Noah Pollak
Contentions/Commentary
16 November 09
Richard Goldstone seems to use interviews to chip away at the legitimacy of his own work. He told the Forward that nothing he uncovered in Gaza is credible enough to be admissible in court. And now he has admitted this to Haaretz:
Many Israelis are right to feel that the United Nations and its member bodies such as the Human Rights Council and the General Assembly have devoted inordinate and disproportionate attention to scrutinizing and criticizing Israel. This has come at the price of ignoring violations of human rights in other countries, some of them members of those very same bodies. The time has come for the investigation of all violations of international human rights law and international law whenever they are committed, in any state.
A few thoughts: First, this is almost exactly what Bob Bernstein argued in his New York Times op-ed about Human Rights Watch — for which he was accused by HRW, on whose board Goldstone sat, of claiming that no scrutiny whatsoever should be applied to Israel. Will HRW now distort Goldstone and level the same charge? Not a chance.
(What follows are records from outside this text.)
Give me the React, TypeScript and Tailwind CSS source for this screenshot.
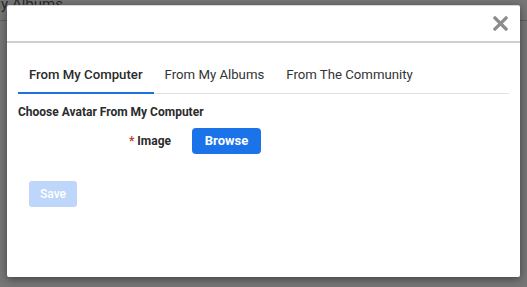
import React, { useState } from "react";

const tabs = ["From My Computer", "From My Albums", "From The Community"];

export default function App() {
  const [active, setActive] = useState(0);

  return (
    <div
      className="relative h-[287px] w-[527px] overflow-hidden bg-[#767676]"
      style={{ fontFamily: "Roboto, 'Liberation Sans', sans-serif" }}
    >
      {/* page behind the overlay */}
      <div className="absolute left-[-12px] top-[-7px] text-[15px] text-[#2a2a2a]">My Albums</div>
      <div className="absolute left-0 right-0 top-[20px] h-px bg-[#5f5f5f]" />

      <div className="relative ml-[7px] mt-[5px] flex h-[272px] w-[513px] flex-col rounded-[2px] border-t border-[#d8d8d8] bg-white shadow-[0_2px_8px_rgba(0,0,0,0.45)]">
        <div className="flex h-[37px] items-center justify-end border-b-2 border-[#cfcfcf] pr-[12px]">
          <button className="flex h-[16px] w-[16px] items-center justify-center">
            <svg width="15" height="15" viewBox="0 0 15 15">
              <path d="M2 2 L13 13 M13 2 L2 13" stroke="#8c8c8c" strokeWidth="3.2" strokeLinecap="square" />
            </svg>
          </button>
        </div>

        <div className="px-[11px]">
          <div className="mt-[14px] flex border-b border-[#e2e2e2]">
            {tabs.map((t, i) => (
              <button
                key={t}
                onClick={() => setActive(i)}
                className={
                  i === active
                    ? "-mb-px h-[37px] border-b-2 border-[#1f6fe0] px-[11px] text-[13.2px] font-medium text-[#2b2b2b]"
                    : "-mb-px h-[37px] border-b-2 border-transparent px-[11px] text-[13.2px] text-[#333]"
                }
              >
                {t}
              </button>
            ))}
          </div>

          <div className="mt-[9px] text-[12px] font-bold text-[#2b2b2b]">Choose Avatar From My Computer</div>

          <div className="mt-[7px] flex items-center gap-[21px]">
            <div className="w-[153px] text-right text-[12px] font-bold text-[#2b2b2b]">
              <span className="mr-[3px] text-[#c0392b]">*</span>Image
            </div>
            <button className="h-[26px] w-[69px] rounded-[4px] bg-[#1a73e8] text-[13px] font-bold text-white">
              Browse
            </button>
          </div>

          <button className="ml-[11px] mt-[27px] h-[26px] w-[48px] rounded-[3px] bg-[#bdd6fa] text-[12px] font-medium text-white">
            Save
          </button>
        </div>
      </div>
    </div>
  );
}
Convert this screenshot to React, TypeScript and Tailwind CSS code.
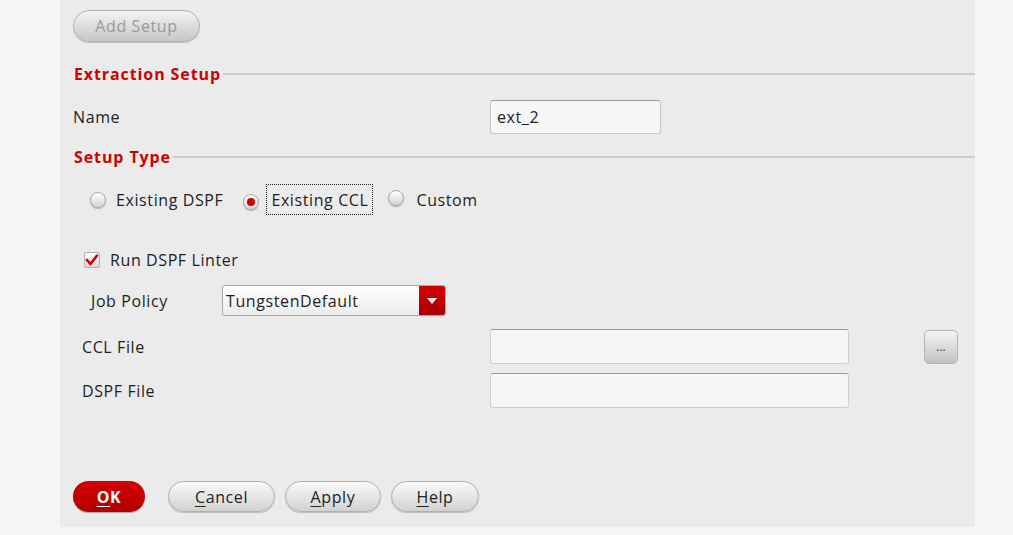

Second, this statement would seem to validate Shimon Peres’s critique that Goldstone is a “small man, devoid of any sense of justice, a technocrat with no real understanding of jurisprudence” who was “on a one-sided mission to hurt Israel.” Goldstone has admitted that the lawfare campaign against Israel, of which he has become the de facto leader, is a perversion of justice: disproportionately and selectively applied. It is the equivalent of a police force that pursues the arrest of Jews, and scarcely anyone else, for violations. Such a police force is inherently illegitimate. Yet Goldstone chose to become the chief of that police force, and now denounces the fact of its — his — own iniquity. What psychodrama. What a small man.
Third, there is one person perfectly situated to rise to the challenge of even-handedness and proportionality that the good judge has placed before the world: his name is Richard Goldstone. He has earned his bona fides as a harsh and tendentious critic of Israel. Because of this, he has immense credibility at the UN and among “human-rights” activists worldwide. When will his campaign of inquisition against other democracies begin? Someone should ask him.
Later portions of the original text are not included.